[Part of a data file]
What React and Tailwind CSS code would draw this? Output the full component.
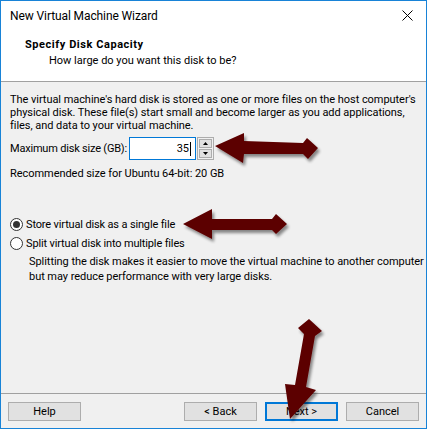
import React from "react";

function Radio({ checked }) {
  return (
    <span className="relative inline-flex w-[13px] h-[13px] rounded-full border border-[#333333] bg-white items-center justify-center shrink-0">
      {checked && <span className="w-[7px] h-[7px] rounded-full bg-[#333333]" />}
    </span>
  );
}

function Btn({ children, focused }) {
  return (
    <div
      className={
        "w-[73px] h-[19px] flex items-center justify-center bg-[#e1e1e1] text-[11px] leading-none text-black " +
        (focused ? "border-2 border-[#0078d7]" : "border border-[#adadad]")
      }
    >
      {children}
    </div>
  );
}

export default function App() {
  return (
    <div
      className="relative w-[428px] h-[430px] bg-white"
      style={{ fontFamily: '"Segoe UI", Roboto, "Noto Sans", sans-serif' }}
    >
      <div className="w-[427px] h-[429px] border border-[#1883d7] flex flex-col bg-[#f0f0f0]">
        {/* Title bar */}
        <div className="h-[29px] bg-white flex items-center justify-between pl-[9px] pr-[13px]">
          <span className="text-[12px] text-black tracking-[-0.1px]">New Virtual Machine Wizard</span>
          <svg width="11" height="11" viewBox="0 0 11 11">
            <path d="M0.5 0.5 L10.5 10.5 M10.5 0.5 L0.5 10.5" stroke="#000" strokeWidth="1" />
          </svg>
        </div>
        {/* Header */}
        <div className="h-[52px] bg-white border-b border-[#a0a0a0] pt-[8px] text-[11px] leading-[13px] text-black whitespace-nowrap">
          <div className="pl-[24px] font-bold tracking-[0.55px]">Specify Disk Capacity</div>
          <div className="pl-[48px] mt-[3px]">How large do you want this disk to be?</div>
        </div>
        {/* Body */}
        <div className="flex-1 flex flex-col px-[9px] pt-[11px] text-[11px] leading-[13px] text-black whitespace-nowrap tracking-[-0.05px]">
          <p>
            The virtual machine's hard disk is stored as one or more files on the host computer's
            <br />
            physical disk. These file(s) start small and become larger as you add applications,
            <br />
            files, and data to your virtual machine.
          </p>
          <div className="flex items-center mt-[5px] h-[23px]">
            <span className="w-[119px] shrink-0 tracking-[-0.2px]">Maximum disk size (GB):</span>
            <div className="w-[67px] h-[23px] border border-[#0078d7] bg-white flex items-center justify-end pr-[4px]">
              <span>35</span>
              <span className="w-px h-[14px] bg-black ml-px" />
            </div>
            <div className="w-[17px] h-[23px] border border-[#adadad] flex flex-col ml-px p-px gap-px bg-[#f0f0f0]">
              <div className="flex-1 bg-[#e1e1e1] border border-[#adadad] flex items-center justify-center">
                <svg width="5" height="3" viewBox="0 0 5 3"><path d="M2.5 0 L5 3 L0 3 Z" fill="#000" /></svg>
              </div>
              <div className="flex-1 bg-[#e1e1e1] border border-[#adadad] flex items-center justify-center">
                <svg width="5" height="3" viewBox="0 0 5 3"><path d="M0 0 L5 0 L2.5 3 Z" fill="#000" /></svg>
              </div>
            </div>
          </div>
          <p className="mt-[7px]">Recommended size for Ubuntu 64-bit: 20 GB</p>
          <div className="flex items-center gap-[3px] mt-[37px] h-[14px]">
            <Radio checked />
            <span className="tracking-[-0.15px]">Store virtual disk as a single file</span>
          </div>
          <div className="flex items-center gap-[3px] mt-[5px] h-[14px]">
            <Radio />
            <span className="tracking-[-0.15px]">Split virtual disk into multiple files</span>
          </div>
          <p className="pl-[19px] mt-[4px] leading-[15px] tracking-[-0.05px]">
            Splitting the disk makes it easier to move the virtual machine to another computer
            <br />
            but may reduce performance with very large disks.
          </p>
          <div className="flex-1" />
        </div>
        {/* Footer */}
        <div className="h-[35px] border-t border-[#a0a0a0] flex items-start pt-[8px] px-[7px]">
          <Btn>Help</Btn>
          <div className="flex-1" />
          <div className="flex gap-[8px]">
            <Btn>&lt; Back</Btn>
            <Btn focused>Next &gt;</Btn>
            <Btn>Cancel</Btn>
          </div>
        </div>
      </div>

      {/* Annotation arrows */}
      <svg className="absolute left-0 top-0 pointer-events-none" width="428" height="430" viewBox="0 0 428 430">
        <defs>
          <filter id="sh" x="-20%" y="-20%" width="140%" height="140%">
            <feGaussianBlur in="SourceAlpha" stdDeviation="1.5" />
            <feOffset dx="2" dy="3" result="b" />
            <feComponentTransfer><feFuncA type="linear" slope="0.45" /></feComponentTransfer>
            <feMerge>
              <feMergeNode />
              <feMergeNode in="SourceGraphic" />
            </feMerge>
          </filter>
        </defs>
        <g fill="#5c0003" filter="url(#sh)">
          <polygon points="215,146 244,133 244,141 303,143 307,138 318,148 308,159 303,154 244,154 243,163" />
          <polygon points="183,224 212,209 212,219 272,219 276,214 287,224 276,234 272,230 212,230 212,239" />
          <polygon points="309,319 322,331 315,336 306,387 316,390 290,419 285,384 295,385 304,334 298,328" />
        </g>
      </svg>
    </div>
  );
}
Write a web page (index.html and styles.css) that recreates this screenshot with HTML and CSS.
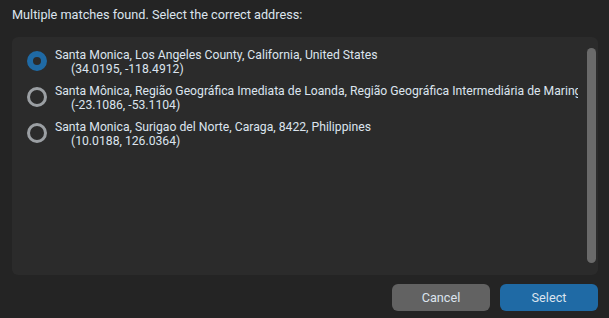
FILE: index.html
```html
<!DOCTYPE html>
<html>
<head>
<meta charset="utf-8">
<link rel="stylesheet" href="styles.css">
</head>
<body>
<div class="dialog">
  <div class="title">Multiple matches found. Select the correct address:</div>
  <div class="frame">
    <div class="list">
      <div class="row">
        <span class="radio checked"></span>
        <div class="label">
          <div class="line">Santa Monica, Los Angeles County, California, United States</div>
          <div class="line coords">(34.0195, -118.4912)</div>
        </div>
      </div>
      <div class="row">
        <span class="radio"></span>
        <div class="label">
          <div class="line">Santa Mônica, Região Geográfica Imediata de Loanda, Região Geográfica Intermediária de Maringá, Paraná, Região Sul, Brasil</div>
          <div class="line coords">(-23.1086, -53.1104)</div>
        </div>
      </div>
      <div class="row">
        <span class="radio"></span>
        <div class="label">
          <div class="line">Santa Monica, Surigao del Norte, Caraga, 8422, Philippines</div>
          <div class="line coords">(10.0188, 126.0364)</div>
        </div>
      </div>
    </div>
    <div class="scrollbar"></div>
  </div>
  <div class="buttons">
    <button class="btn cancel">Cancel</button>
    <button class="btn select">Select</button>
  </div>
</div>
</body>
</html>
```

FILE: styles.css
```css
html, body {
  margin: 0;
  padding: 0;
  background: #242424;
}
body {
  width: 609px;
  height: 318px;
  overflow: hidden;
  font-family: Roboto, "Liberation Sans", sans-serif;
  font-size: 12.2px;
  color: #dce4ee;
}
.dialog {
  display: flex;
  flex-direction: column;
  height: 318px;
  padding: 0 11px 0 12px;
  box-sizing: border-box;
}
.title {
  font-size: 12.7px;
  line-height: 16px;
  padding-top: 7px;
  height: 37px;
  box-sizing: border-box;
}
.frame {
  height: 238px;
  flex: none;
  background: #2b2b2b;
  border-radius: 6px;
  display: flex;
  box-sizing: border-box;
}
.list {
  flex: 1;
  min-width: 0;
  overflow: hidden;
  padding: 11px 0 0 15px;
  display: flex;
  flex-direction: column;
  gap: 8px;
}
.row {
  display: flex;
  align-items: center;
  gap: 8px;
  height: 28px;
}
.radio {
  flex: none;
  width: 20px;
  height: 20px;
  margin-bottom: 2px;
  border-radius: 50%;
  box-sizing: border-box;
  border: 3px solid #9b9fa3;
}
.radio.checked {
  border: 6px solid #1f6aa5;
}
.label {
  min-width: 0;
  line-height: 14px;
}
.line {
  white-space: nowrap;
}
.coords {
  padding-left: 16px;
}
.scrollbar {
  flex: none;
  width: 9px;
  margin: 11px 2px 12px 9px;
  border-radius: 5px;
  background: #6a6a6a;
}
.buttons {
  display: flex;
  justify-content: flex-end;
  gap: 10px;
  padding-top: 9px;
}
.btn {
  width: 98px;
  height: 27px;
  border: none;
  border-radius: 6px;
  font-family: Roboto, "Liberation Sans", sans-serif;
  font-size: 12.7px;
  color: #dce4ee;
  padding: 0;
}
.cancel {
  background: #626262;
}
.select {
  background: #1f6aa5;
}
```
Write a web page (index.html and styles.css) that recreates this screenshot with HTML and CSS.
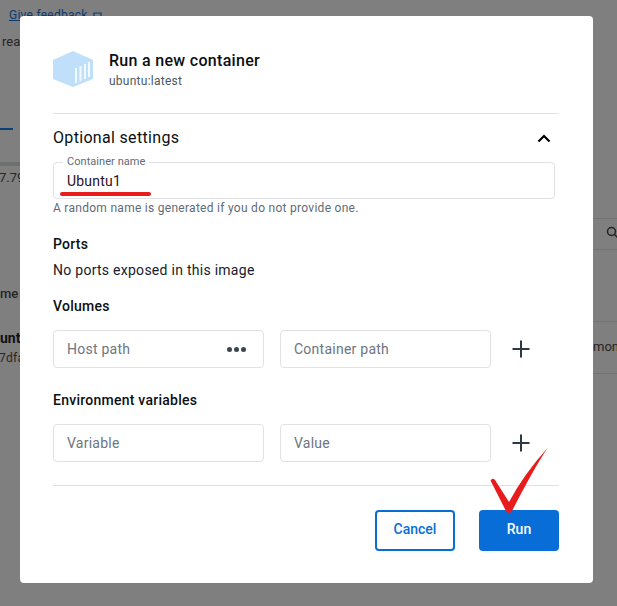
FILE: index.html
```html
<!DOCTYPE html>
<html lang="en">
<head>
<meta charset="utf-8">
<title>Run a new container</title>
<link rel="stylesheet" href="styles.css">
</head>
<body>
<div class="backdrop" aria-hidden="true">
  <a class="bg-link">Give feedback</a>
  <svg class="bg-feedback-icon" viewBox="0 0 10 10"><path d="M1 2h7v5H3L1 9z" fill="none" stroke="#0b3a6e" stroke-width="1.2"/></svg>
  <span class="bg-text bg-read">read</span>
  <span class="bg-tab"></span>
  <span class="bg-band"></span>
  <span class="bg-text bg-size">7.79</span>
  <span class="bg-line bg-line-a"></span>
  <span class="bg-line bg-line-b"></span>
  <span class="bg-line bg-line-c"></span>
  <span class="bg-line bg-line-d"></span>
  <svg class="bg-search" viewBox="0 0 12 12"><circle cx="5.5" cy="5.5" r="4" fill="none" stroke="#222" stroke-width="1.5"/><path d="M8.5 8.5l3 3" stroke="#222" stroke-width="1.5"/></svg>
  <span class="bg-text bg-name">me</span>
  <span class="bg-text bg-unt">unt</span>
  <span class="bg-text bg-hash">7dfa</span>
  <span class="bg-text bg-mon">mon</span>
</div>
<main class="modal">
  <header class="head">
    <svg class="cube" viewBox="0 0 40 36">
      <path d="M20 0L40 9V28L20 36L0 28V9Z" fill="#bfdffa"/>
      <path d="M23 17v15M27.500 15v15M32 13v15M36 11v15" stroke="#f2f9ff" stroke-width="2" fill="none"/>
    </svg>
    <div class="head-text">
      <h1 class="title">Run a new container</h1>
      <p class="subtitle">ubuntu:latest</p>
    </div>
  </header>
  <hr class="rule">
  <div class="optional">
    <h2 class="optional-title">Optional settings</h2>
    <svg class="chevron" viewBox="0 0 14 9"><path d="M1.500 7.500L7 2l5.500 5.500" fill="none" stroke="#000" stroke-width="2.200"/></svg>
  </div>
  <div class="name-field">
    <span class="name-label">Container name</span>
    <span class="name-value">Ubuntu1</span>
    <span class="name-mark"></span>
  </div>
  <p class="hint">A random name is generated if you do not provide one.</p>
  <h3 class="section ports">Ports</h3>
  <p class="plain">No ports exposed in this image</p>
  <h3 class="section volumes">Volumes</h3>
  <div class="row">
    <div class="input"><span>Host path</span><span class="dots"><i></i><i></i><i></i></span></div>
    <div class="input"><span>Container path</span></div>
    <svg class="plus" viewBox="0 0 18 18"><path d="M9 .5v17M.5 9h17" stroke="#2e3944" stroke-width="2" fill="none"/></svg>
  </div>
  <h3 class="section env">Environment variables</h3>
  <div class="row">
    <div class="input"><span>Variable</span></div>
    <div class="input"><span>Value</span></div>
    <svg class="plus" viewBox="0 0 18 18"><path d="M9 .5v17M.5 9h17" stroke="#2e3944" stroke-width="2" fill="none"/></svg>
  </div>
  <hr class="rule rule-foot">
  <footer class="actions">
    <button class="btn btn-cancel">Cancel</button>
    <button class="btn btn-run">Run</button>
  </footer>
  <svg class="check" viewBox="0 0 60 66"><path d="M1.500 33.500Q3.500 30.500 6 33L20 55Q35 27 58.500 1Q44 23 23 64Q20 68 17 64Z" fill="#e81c1c"/></svg>
</main>
</body>
</html>
```
FILE: styles.css
```css
* { box-sizing: border-box; }
html, body { margin: 0; height: 100%; }
body {
  width: 617px;
  height: 606px;
  overflow: hidden;
  position: relative;
  background: #7f7f7f;
  font-family: Roboto, "Liberation Sans", sans-serif;
  color: #0b0f13;
}
.backdrop { position: absolute; inset: 0; }
.backdrop > * { position: absolute; }
.bg-link { left: 9px; top: 7px; font-size: 12px; line-height: 16px; letter-spacing: .25px; color: #0b3a6e; text-decoration: underline; }
.bg-feedback-icon { left: 93px; top: 11px; width: 10px; height: 10px; }
.bg-text { font-size: 13px; line-height: 16px; color: #262626; }
.bg-read { left: 2px; top: 34px; }
.bg-tab { left: 0; top: 128px; width: 13px; height: 2px; background: #0b3f78; }
.bg-band { left: 0; top: 162px; width: 20px; height: 4px; background: #6f6f6f; }
.bg-size { left: -1px; top: 170px; }
.bg-line { left: 593px; width: 24px; height: 1px; background: #737373; }
.bg-line-a { top: 218px; }
.bg-line-b { top: 249px; }
.bg-line-c { top: 321px; }
.bg-line-d { top: 373px; }
.bg-search { left: 606px; top: 226px; width: 12px; height: 12px; }
.bg-name { left: 0; top: 286px; font-weight: 500; }
.bg-unt { left: 0; top: 330px; font-size: 14px; font-weight: 700; color: #111; }
.bg-hash { left: -1px; top: 350px; font-size: 12px; letter-spacing: .3px; }
.bg-mon { left: 593px; top: 339px; font-size: 13px; }

.modal {
  position: absolute;
  left: 20px;
  top: 16px;
  width: 573px;
  height: 567px;
  padding: 35px 34px 32px 33px;
  background: #fff;
  border-radius: 4px;
  display: flex;
  flex-direction: column;
}
.head { display: flex; align-items: center; gap: 16px; height: 36px; }
.cube { width: 40px; height: 36px; flex: none; }
.head-text { display: flex; flex-direction: column; padding-top: 2px; }
.title { margin: 0; font-size: 16px; line-height: 20px; font-weight: 500; letter-spacing: .3px; color: #0b0f13; }
.subtitle { margin: 2px 0 0; font-size: 12px; line-height: 16px; color: #4e5964; letter-spacing: .25px; }
.rule { width: 100%; margin: 26px 0 0; border: 0; border-top: 1px solid #e1e2e6; flex: none; }
.optional { display: flex; justify-content: space-between; align-items: center; height: 48px; padding-right: 8px; flex: none; }
.optional-title { margin: 0; font-size: 16px; line-height: 20px; font-weight: 400; letter-spacing: .32px; }
.chevron { width: 14px; height: 9px; }
.name-field {
  position: relative;
  width: 502px;
  height: 37px;
  border: 1px solid #e1e2e6;
  border-radius: 4px;
  flex: none;
  padding: 9px 13px;
  font-size: 14px;
  line-height: 18px;
}
.name-label {
  position: absolute;
  left: 9px;
  top: -8px;
  padding: 0 4px;
  background: #fff;
  font-size: 11px;
  line-height: 14px;
  color: #5f6b76;
  letter-spacing: .05px;
}
.name-value { color: #2b1020; letter-spacing: .2px; }
.name-mark {
  position: absolute;
  left: 6px;
  top: 29px;
  width: 91px;
  height: 4px;
  border-radius: 2px;
  background: #e81c1c;
}
.hint { margin: 1px 0 0; font-size: 12px; line-height: 16px; color: #5f6b76; letter-spacing: .28px; }
.section { margin: 0; font-size: 14px; line-height: 18px; font-weight: 500; color: #0b0f13; letter-spacing: .25px; }
.ports { margin-top: 19px; }
.plain { margin: 8px 0 0; font-size: 14px; line-height: 18px; color: #17202a; letter-spacing: .27px; }
.volumes { margin-top: 18px; }
.env { margin-top: 23px; }
.row { display: flex; align-items: center; gap: 16px; margin-top: 15px; flex: none; }
.input {
  width: 211px;
  height: 38px;
  display: flex;
  align-items: center;
  justify-content: space-between;
  padding: 0 13px;
  border: 1px solid #e1e2e6;
  border-radius: 4px;
  font-size: 14px;
  color: #6c7680;
  letter-spacing: .25px;
}
.dots { display: flex; gap: 2px; margin-right: 4px; }
.dots i { width: 5px; height: 5px; border-radius: 50%; background: #3c4650; }
.plus { width: 18px; height: 18px; margin-left: 5px; flex: none; }
.rule-foot { margin-top: 23px; }
.actions { display: flex; justify-content: flex-end; gap: 24px; margin-top: 24px; }
.btn {
  width: 80px;
  height: 41px;
  padding: 0 0 3px;
  border-radius: 4px;
  font: 500 14px/18px Roboto, "Liberation Sans", sans-serif;
}
.btn-cancel { background: #fff; border: 2px solid #086dd7; color: #086dd7; }
.btn-run { background: #086dd7; border: 0; color: #fff; }
.check {
  position: absolute;
  left: 469px;
  top: 431px;
  width: 60px;
  height: 66px;
}
```
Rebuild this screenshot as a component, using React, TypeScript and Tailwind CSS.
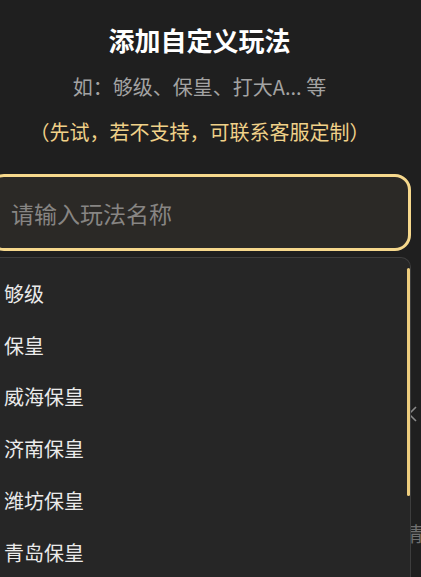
import React, { useState } from 'react';

const presets = ['够级', '保皇', '威海保皇', '济南保皇', '潍坊保皇', '青岛保皇'];

export default function App() {
  const [name, setName] = useState('');

  return (
    <div className="relative w-[421px] h-[577px] overflow-hidden bg-[#1f1f1f] font-['Noto_Sans_CJK_SC','Noto_Sans',sans-serif]">
      <div className="relative -ml-[12px] w-[423px] flex flex-col items-center">
        <h2 className="mt-[22px] text-[26px] leading-[36px] font-bold text-white">添加自定义玩法</h2>
        <p className="mt-[15px] text-[20px] leading-[28px] text-[#a3a3a3]">如：够级、保皇、打大A... 等</p>
        <p className="mt-[17px] text-[20px] leading-[28px] text-[#f0d189]">（先试，若不支持，可联系客服定制）</p>

        <input
          value={name}
          onChange={(e) => setName(e.target.value)}
          placeholder="请输入玩法名称"
          className="mt-[28px] h-[77px] w-full rounded-[16px] border-[3px] border-[#f6d88c] bg-[#2b2926] pl-[20px] text-[23px] text-white placeholder:text-[#878583] outline-none"
        />

        {/* list under the popup */}
        <div className="mt-[136px] w-full bg-[#0b0b0b]">
          <div className="flex h-[55px] items-center justify-end border-b border-[#2e2e2e] text-[#8a8a8a]">
            <svg width="20" height="20" viewBox="0 0 20 20" className="translate-x-[8px]" stroke="currentColor" strokeWidth="1.6" fill="none">
              <path d="M3 3l14 14M17 3L3 17" />
            </svg>
          </div>
          <div className="h-[70px] border-b border-[#2e2e2e]" />
          <div className="flex h-[45px] items-center justify-end border-b border-[#2e2e2e] text-[20px] text-[#6f6f6f]">
            <span className="translate-x-[12px]">请</span>
          </div>
          <div className="h-[40px]" />
        </div>

        {/* dropdown */}
        <div className="absolute left-0 top-[257px] h-[320px] w-full overflow-hidden rounded-t-[10px] border border-b-0 border-[#3d3d3d] bg-[#262626] pt-[10px]">
          <ul>
            {presets.map((p) => (
              <li key={p} className="flex h-[51.8px] items-center pl-[15px] text-[20px] text-[#ebebeb]">
                {p}
              </li>
            ))}
          </ul>
          <div className="absolute right-[0px] top-[10px] h-[228px] w-[3px] rounded-full bg-[#edcd7e]" />
        </div>
      </div>
    </div>
  );
}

→ **CHALLENGE**
The copy should hold exactly the lines from the line with "Rebuild this screenshot" to the line with "const [name, setName] = useState('');", both ends in, set down without any pictures and with nothing added.

→ **EXERCISE SOLUTION**
Rebuild this screenshot as a component, using React, TypeScript and Tailwind CSS.
import React, { useState } from 'react';

const presets = ['够级', '保皇', '威海保皇', '济南保皇', '潍坊保皇', '青岛保皇'];

export default function App() {
  const [name, setName] = useState('');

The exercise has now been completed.